«All’epoca la ammiravo. Pensavo: è tutto quello che vorrei essere». Così inizia il racconto della stessa ex attivista che intervistò Greta Thunberg nel 2018. Allora, dice, era totalmente dentro la narrazione: «Facevo reportage sul cambiamento climatico, promuovevo l’attivismo, ero convinta che ogni piccolo gesto contasse. E Greta era il modello perfetto: niente aerei, alimentazione vegana, rinunce quotidiane. Una missionaria del clima».
Ma col passare del tempo, qualcosa è cambiato. «Quelle scelte oggi mi sembrano simboliche, quasi superficiali. Un’estetica della colpa che però non tocca i veri nodi del problema: le logiche di potere, l’economia globale, le lobby. Il movimento ha creato rituali più che soluzioni. E una giovane è diventata la sua icona sacra».
La reporter ha intervistato Greta una seconda volta, dopo la pandemia, per un evento online. «Era molto più professionale, quasi istituzionale. Pare che l’intervento fosse a pagamento, intorno ai 25mila dollari. Nulla di illegittimo, ma è evidente che oggi Greta è diventata un personaggio consolidato, parte di un sistema che prima criticava».

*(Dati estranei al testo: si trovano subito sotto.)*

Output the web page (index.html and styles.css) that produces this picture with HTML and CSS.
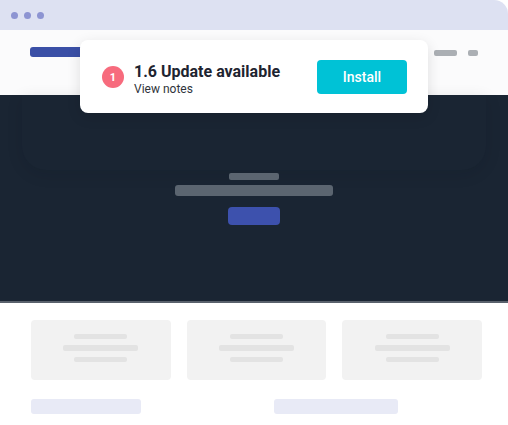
FILE: index.html
```html
<!DOCTYPE html>
<html>
<head>
<meta charset="utf-8">
<link rel="stylesheet" href="styles.css">
</head>
<body>
<div class="window">
  <div class="titlebar">
    <span class="dot"></span><span class="dot"></span><span class="dot"></span>
  </div>
  <div class="header">
    <div class="logo"></div>
    <div class="nav">
      <span class="nav-a"></span><span class="nav-b"></span>
    </div>
  </div>
  <div class="hero">
    <div class="glow"></div>
    <div class="hero-inner">
      <span class="h-line1"></span>
      <span class="h-line2"></span>
      <span class="h-btn"></span>
    </div>
  </div>
  <div class="content">
    <div class="cards">
      <div class="card"><span class="l1"></span><span class="l2"></span><span class="l3"></span></div>
      <div class="card"><span class="l1"></span><span class="l2"></span><span class="l3"></span></div>
      <div class="card"><span class="l1"></span><span class="l2"></span><span class="l3"></span></div>
    </div>
    <div class="footer-bars">
      <span class="fb1"></span>
      <span class="fb2"></span>
    </div>
  </div>

  <div class="toast">
    <div class="badge">1</div>
    <div class="toast-text">
      <div class="toast-title">1.6 Update available</div>
      <div class="toast-sub">View notes</div>
    </div>
    <button class="install">Install</button>
  </div>
</div>
</body>
</html>
```

FILE: styles.css
```css
* { box-sizing: border-box; }
html, body { margin: 0; padding: 0; background: #ffffff; }
body { font-family: Roboto, "Noto Sans", sans-serif; }

.window {
  position: relative;
  width: 508px;
  height: 425px;
  overflow: hidden;
  border-top-right-radius: 14px;
  background: #ffffff;
}

.titlebar {
  height: 30px;
  background: #dde1f2;
  display: flex;
  align-items: center;
  gap: 6px;
  padding-left: 11px;
  padding-top: 1px;
}
.dot {
  width: 7px; height: 7px; border-radius: 50%;
  background: #8d94d2;
}

.header {
  height: 65px;
  background: #fbfbfc;
  display: flex;
  align-items: flex-start;
  justify-content: space-between;
  padding: 17px 30px 0 30px;
}
.logo {
  width: 72px; height: 10px; border-radius: 3px;
  background: #3a4fa6;
}
.nav { display: flex; gap: 11px; padding-top: 3px; }
.nav-a { width: 23px; height: 6px; border-radius: 2px; background: #abafb4; display: block; }
.nav-b { width: 10px; height: 6px; border-radius: 2px; background: #abafb4; display: block; }

.hero {
  position: relative;
  height: 208px;
  background: #1a2533;
  border-bottom: 2px solid #59616c;
  display: flex;
  justify-content: center;
}
.glow {
  position: absolute;
  left: 22px; right: 22px; top: 0; height: 75px;
  border-radius: 0 0 24px 24px;
  background: #1a2533;
  box-shadow: 0 4px 16px rgba(10, 16, 24, 0.12);
}
.hero-inner {
  position: relative;
  display: flex;
  flex-direction: column;
  align-items: center;
  padding-top: 78px;
}
.hero-inner span { display: block; }
.h-line1 { width: 50px; height: 7px; border-radius: 2px; background: #5b6570; }
.h-line2 { width: 158px; height: 11px; border-radius: 3px; background: #5b6570; margin-top: 5px; }
.h-btn { width: 52px; height: 18px; border-radius: 4px; background: #3d51ad; margin-top: 11px; }

.content { padding: 17px 26px 0 31px; }
.cards { display: flex; gap: 16px; }
.card {
  width: 140px; height: 60px;
  background: #f2f2f2;
  border-radius: 4px;
  display: flex;
  flex-direction: column;
  align-items: center;
  padding-top: 14px;
  gap: 6px;
}
.card span { display: block; background: #e3e3e3; border-radius: 2px; }
.card .l1 { width: 53px; height: 5px; }
.card .l2 { width: 75px; height: 6px; }
.card .l3 { width: 53px; height: 5px; }

.footer-bars { display: flex; margin-top: 19px; }
.footer-bars span { display: block; height: 15px; background: #e8eaf6; border-radius: 3px; }
.fb1 { width: 110px; }
.fb2 { width: 124px; margin-left: 133px; }

.toast {
  position: absolute;
  left: 80px; top: 40px;
  width: 348px; height: 73px;
  background: #ffffff;
  border-radius: 8px;
  box-shadow: 0 4px 14px rgba(0, 0, 0, 0.12);
  display: flex;
  align-items: center;
  padding: 0 21px 0 22px;
}
.badge {
  width: 22px; height: 22px; border-radius: 50%;
  background: #f76b7d;
  color: #fff;
  font-size: 11px;
  font-weight: 700;
  display: flex; align-items: center; justify-content: center;
  flex: none;
  margin-top: 1px;
}
.toast-text { margin-left: 10px; flex: 1; margin-top: 4px; }
.toast-title { font-size: 16px; font-weight: 700; color: #1e2430; line-height: 19px; }
.toast-sub { font-size: 12px; color: #30343b; line-height: 14px; margin-top: 1px; }
.install {
  width: 90px; height: 34px;
  border: none; border-radius: 4px;
  background: #00c2d6;
  color: #ffffff;
  font-family: Roboto, "Noto Sans", sans-serif;
  font-size: 14px;
  font-weight: 500;
  margin-top: 1px;
}
```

Infine, la questione politica. «La sua visita a Gaza è un salto di qualità. Un atto politico estremo, che segna un passaggio: Greta oggi non è più solo un simbolo ecologista, ma una militante con una visione ideologica molto precisa. Vede l’Occidente come il nemico, l’impero da combattere. Una visione semplicistica, pericolosa, che rischia di ridurre questioni complesse in una narrazione manichea. Ma se c’è una cosa che le riconosco ancora, è che ci crede davvero. È una vera credente. Noi, al massimo, possiamo limitarci a osservare».